YOUR OBJECTIVE: Transcribe all of the material below word for word and leave out its pictures.

AVAILABLE DATA:
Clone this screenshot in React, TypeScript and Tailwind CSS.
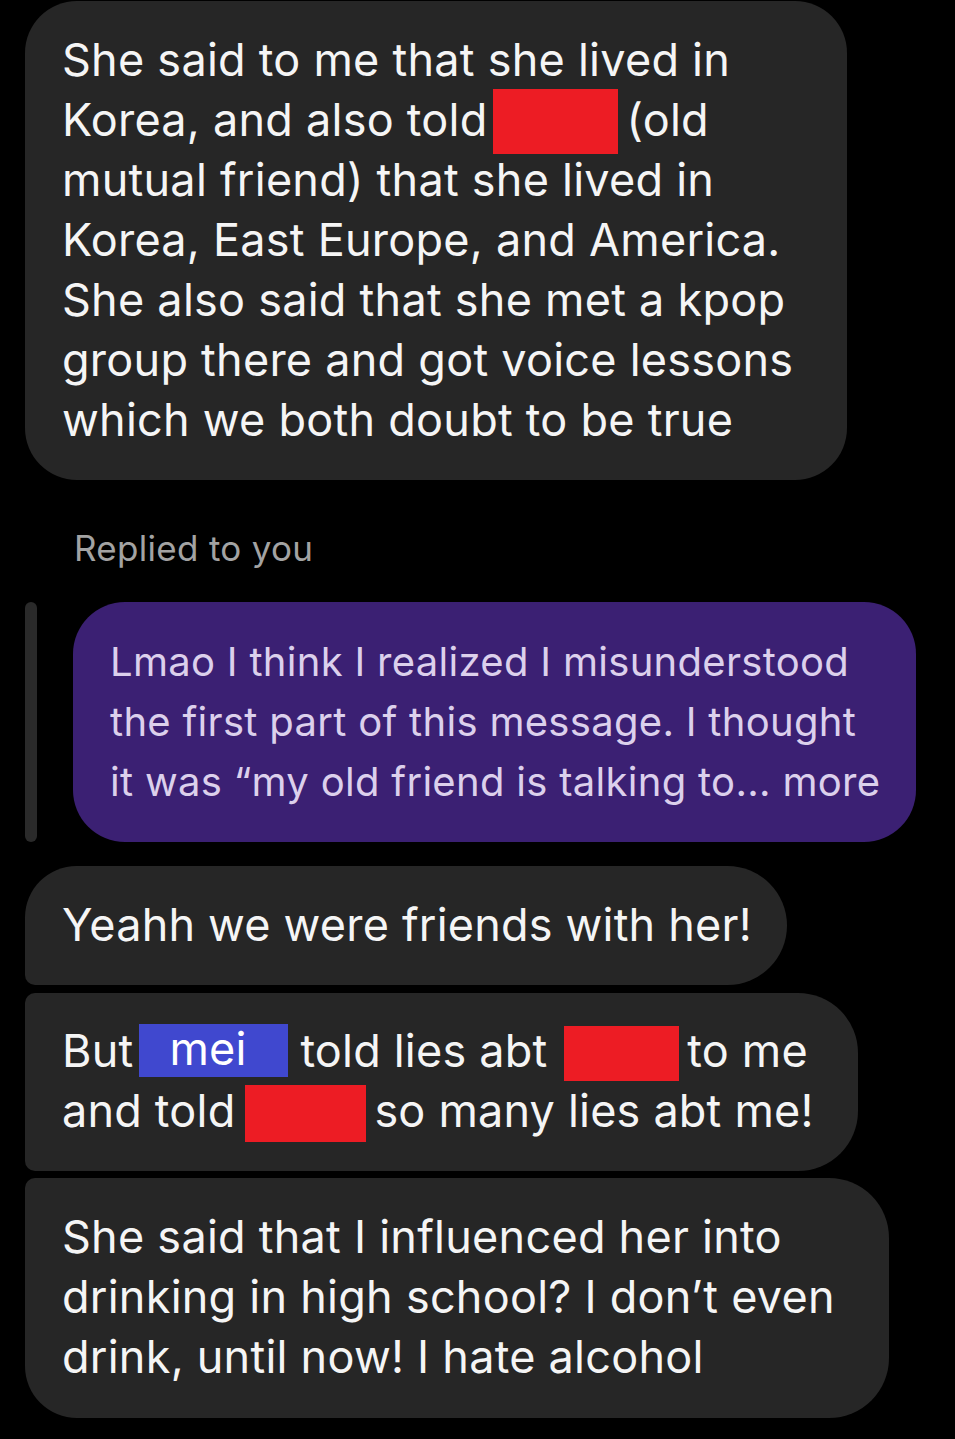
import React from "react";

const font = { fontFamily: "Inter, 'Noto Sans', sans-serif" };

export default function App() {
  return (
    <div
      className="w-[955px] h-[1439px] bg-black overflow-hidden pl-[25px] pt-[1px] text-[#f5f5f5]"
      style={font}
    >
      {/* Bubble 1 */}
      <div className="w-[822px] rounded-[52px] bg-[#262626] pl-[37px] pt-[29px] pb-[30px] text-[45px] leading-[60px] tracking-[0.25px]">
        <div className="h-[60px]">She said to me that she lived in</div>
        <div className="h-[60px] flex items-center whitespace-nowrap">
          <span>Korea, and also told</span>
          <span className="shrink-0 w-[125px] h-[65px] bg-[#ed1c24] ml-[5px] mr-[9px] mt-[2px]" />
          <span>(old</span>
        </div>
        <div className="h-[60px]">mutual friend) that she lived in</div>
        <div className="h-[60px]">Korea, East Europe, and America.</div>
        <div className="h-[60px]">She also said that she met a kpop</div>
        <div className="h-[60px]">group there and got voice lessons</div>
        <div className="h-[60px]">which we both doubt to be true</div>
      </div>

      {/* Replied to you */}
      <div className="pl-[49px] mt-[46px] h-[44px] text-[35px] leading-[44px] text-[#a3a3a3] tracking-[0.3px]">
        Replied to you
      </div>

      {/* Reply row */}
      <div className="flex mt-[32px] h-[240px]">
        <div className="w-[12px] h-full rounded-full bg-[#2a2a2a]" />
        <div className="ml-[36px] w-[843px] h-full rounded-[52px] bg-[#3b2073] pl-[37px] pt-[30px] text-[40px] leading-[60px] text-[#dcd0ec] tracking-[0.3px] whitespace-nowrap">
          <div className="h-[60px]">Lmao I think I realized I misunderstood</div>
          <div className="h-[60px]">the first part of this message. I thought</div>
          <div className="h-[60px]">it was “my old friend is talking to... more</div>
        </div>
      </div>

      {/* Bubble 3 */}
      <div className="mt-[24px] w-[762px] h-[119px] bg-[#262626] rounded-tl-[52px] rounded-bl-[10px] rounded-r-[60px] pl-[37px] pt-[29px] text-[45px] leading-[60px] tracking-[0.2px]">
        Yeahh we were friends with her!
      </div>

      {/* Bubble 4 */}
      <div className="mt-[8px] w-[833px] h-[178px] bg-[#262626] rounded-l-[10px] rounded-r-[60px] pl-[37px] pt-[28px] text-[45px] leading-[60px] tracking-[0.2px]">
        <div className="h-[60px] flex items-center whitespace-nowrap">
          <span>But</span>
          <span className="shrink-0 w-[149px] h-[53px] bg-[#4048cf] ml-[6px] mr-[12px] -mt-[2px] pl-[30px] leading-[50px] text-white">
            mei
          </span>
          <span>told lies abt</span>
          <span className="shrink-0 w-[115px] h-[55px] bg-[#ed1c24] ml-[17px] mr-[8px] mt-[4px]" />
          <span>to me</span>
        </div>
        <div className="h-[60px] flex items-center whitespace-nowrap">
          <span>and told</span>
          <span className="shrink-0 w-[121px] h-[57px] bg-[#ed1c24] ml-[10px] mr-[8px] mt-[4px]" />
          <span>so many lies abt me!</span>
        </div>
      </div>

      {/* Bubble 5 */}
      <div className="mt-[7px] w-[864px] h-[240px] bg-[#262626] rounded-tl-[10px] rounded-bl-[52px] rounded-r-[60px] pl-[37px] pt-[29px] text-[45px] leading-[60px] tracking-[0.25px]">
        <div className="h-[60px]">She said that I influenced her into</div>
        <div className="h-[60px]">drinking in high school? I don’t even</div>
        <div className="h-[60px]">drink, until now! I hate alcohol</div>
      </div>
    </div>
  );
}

WORKED ANSWER:
Clone this screenshot in React, TypeScript and Tailwind CSS.
import React from "react";

const font = { fontFamily: "Inter, 'Noto Sans', sans-serif" };

export default function App() {
  return (
    <div
      className="w-[955px] h-[1439px] bg-black overflow-hidden pl-[25px] pt-[1px] text-[#f5f5f5]"
      style={font}
    >
      {/* Bubble 1 */}
      <div className="w-[822px] rounded-[52px] bg-[#262626] pl-[37px] pt-[29px] pb-[30px] text-[45px] leading-[60px] tracking-[0.25px]">
        <div className="h-[60px]">She said to me that she lived in</div>
        <div className="h-[60px] flex items-center whitespace-nowrap">
          <span>Korea, and also told</span>
          <span className="shrink-0 w-[125px] h-[65px] bg-[#ed1c24] ml-[5px] mr-[9px] mt-[2px]" />
          <span>(old</span>
        </div>
        <div className="h-[60px]">mutual friend) that she lived in</div>
        <div className="h-[60px]">Korea, East Europe, and America.</div>
        <div className="h-[60px]">She also said that she met a kpop</div>
        <div className="h-[60px]">group there and got voice lessons</div>
        <div className="h-[60px]">which we both doubt to be true</div>
      </div>

      {/* Replied to you */}
      <div className="pl-[49px] mt-[46px] h-[44px] text-[35px] leading-[44px] text-[#a3a3a3] tracking-[0.3px]">
        Replied to you
      </div>

      {/* Reply row */}
      <div className="flex mt-[32px] h-[240px]">
        <div className="w-[12px] h-full rounded-full bg-[#2a2a2a]" />
        <div className="ml-[36px] w-[843px] h-full rounded-[52px] bg-[#3b2073] pl-[37px] pt-[30px] text-[40px] leading-[60px] text-[#dcd0ec] tracking-[0.3px] whitespace-nowrap">
          <div className="h-[60px]">Lmao I think I realized I misunderstood</div>
          <div className="h-[60px]">the first part of this message. I thought</div>
          <div className="h-[60px]">it was “my old friend is talking to... more</div>
        </div>
      </div>

      {/* Bubble 3 */}
      <div className="mt-[24px] w-[762px] h-[119px] bg-[#262626] rounded-tl-[52px] rounded-bl-[10px] rounded-r-[60px] pl-[37px] pt-[29px] text-[45px] leading-[60px] tracking-[0.2px]">
        Yeahh we were friends with her!
      </div>

      {/* Bubble 4 */}
      <div className="mt-[8px] w-[833px] h-[178px] bg-[#262626] rounded-l-[10px] rounded-r-[60px] pl-[37px] pt-[28px] text-[45px] leading-[60px] tracking-[0.2px]">
        <div className="h-[60px] flex items-center whitespace-nowrap">
          <span>But</span>
          <span className="shrink-0 w-[149px] h-[53px] bg-[#4048cf] ml-[6px] mr-[12px] -mt-[2px] pl-[30px] leading-[50px] text-white">
            mei
          </span>
          <span>told lies abt</span>
          <span className="shrink-0 w-[115px] h-[55px] bg-[#ed1c24] ml-[17px] mr-[8px] mt-[4px]" />
          <span>to me</span>
        </div>
        <div className="h-[60px] flex items-center whitespace-nowrap">
          <span>and told</span>
          <span className="shrink-0 w-[121px] h-[57px] bg-[#ed1c24] ml-[10px] mr-[8px] mt-[4px]" />
          <span>so many lies abt me!</span>
        </div>
      </div>

      {/* Bubble 5 */}
      <div className="mt-[7px] w-[864px] h-[240px] bg-[#262626] rounded-tl-[10px] rounded-bl-[52px] rounded-r-[60px] pl-[37px] pt-[29px] text-[45px] leading-[60px] tracking-[0.25px]">
        <div className="h-[60px]">She said that I influenced her into</div>
        <div className="h-[60px]">drinking in high school? I don’t even</div>
        <div className="h-[60px]">drink, until now! I hate alcohol</div>
      </div>
    </div>
  );
}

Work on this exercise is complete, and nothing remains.